If Gregg Gillis, aka Girl Talk, had his way, that sing-song statement by Marvin Gaye would be so. But for now, dancing to the artist’s legendary musical collages will take place within the confines of this summer’s festivals, including the Monolith Festival (September 12, 13) and an upcoming FREE concert in Southern Cal sponsored by Squirt (July 24).


The word “sold out show” has followed Girl Talk everywhere he’s played after the release of Night Ripper in 2006. Needless to say, the goal of wanting to translate the over-the-top party feel of the Girl Talk live show into album form for 2008’s Feed the Animals (Illegal Art) has been met, and then some.

Girl Talk’s modus operandi pieces together bits from 20 to 40 different songs to create a single track, so it may be hard to identify every drum part, bass line or vocal melody. In the way he pulled apart sounds to create another, music videos for these tracks present the visual counterpart to each song. So on “What’s it All About” for example, we see Busta Rhymes is spliced in rhythm to The Police’s “Everything Little Thing She Does is Magic,” then Wilson Picket takes over the mic…and a bit later in the track, little Michael Jackson and his brothers performing “ABC” with the undertones of Vanilla Ice and the swirling of “Umbrella” by Rihanna.

It’s that adventurous nature of an executive chef that enables Girl Talk to expose single-genre music fans to a variety of styles in the matter of a few seconds, getting die-hard rockers headbanging to Mary J. Blige, b-boyz poppin’ to Tears for Fears, and electro junkies tripping to Tom Petty.

The result has made for a full dance card for this Pittsburgh playa.

Girl Talk: I have the weekend off, which never really happens. So I’m looking forward to that.

Kaffeine Buzz: I can image you’ve been booked pretty solid this summer.

GT: Yeah. Honestly it’s been a three-year run of continual shows. Nothing too intense; a Friday and a Saturday show and then come home for the week. It’s easy to get work done that way and stay refreshed enough to put a lot of energy into the performances. But during the spring I did a steady college tour with shows every day of the month, but mainly it’s just been festivals this summer. It’s been fun but weird to show up and play exclusively large outdoor shows throughout the summer.

KB: I wondered about that. Prior to 2006 you seemed to play in art galleries, smaller clubs, house parties where the crowds were on the intimate side and then boom, you were transitioned right into festivals. Where you overwhelmed?

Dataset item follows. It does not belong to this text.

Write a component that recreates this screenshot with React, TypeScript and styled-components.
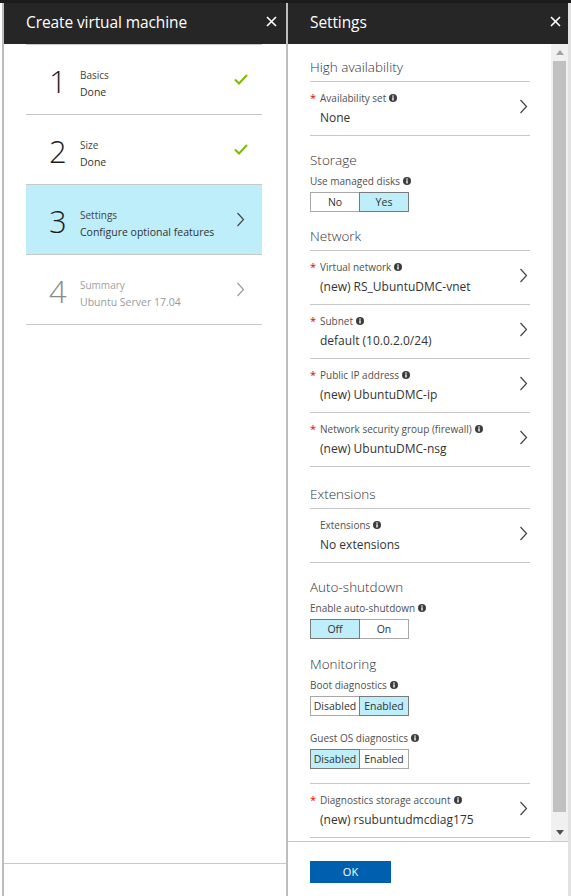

GT: A little bit. I think back to the years from 2000 to 2006. I always held the mentality that I could do a show with just me and a laptop and that could translate and be as entertaining as any rock band, ideally. Even when I was playing the smaller shows I would play back-to-back with a hip-hop group or a rock band or whatever. It was always my point to interact with the audience in a way the other bands didn’t; to really make a show out of it.

I think when the shows started to get bigger it was definitely something that was weird and something I wasn’t used to. But simultaneously, having that six years of entertaining and playing a huge variety of shows with audiences that hate you to audiences that know you, I had enough confidence to know that I could make the show translate. Luckily in 2006 it kind of hit late summer, so I really didn’t do any festivals that summer. I had a year of doing clubs that were selling out, which was something that was new to me. By the time the next summer rolled around I had the confidence that I could play a [large] show, whether it was outdoors or indoors.

Over the past three years the scope of the show has grown, having a hand with people giving visuals on stage and I just want to make it a more extreme event. Having people on stage, having my own visuals, balloons…makes the show seem more appropriate on a larger scale. I’m pumped on the people I’m working with, very excited about all the collaborators with the live shows. The shows this summer are better than the shows last summer. They just keep getting bigger and better.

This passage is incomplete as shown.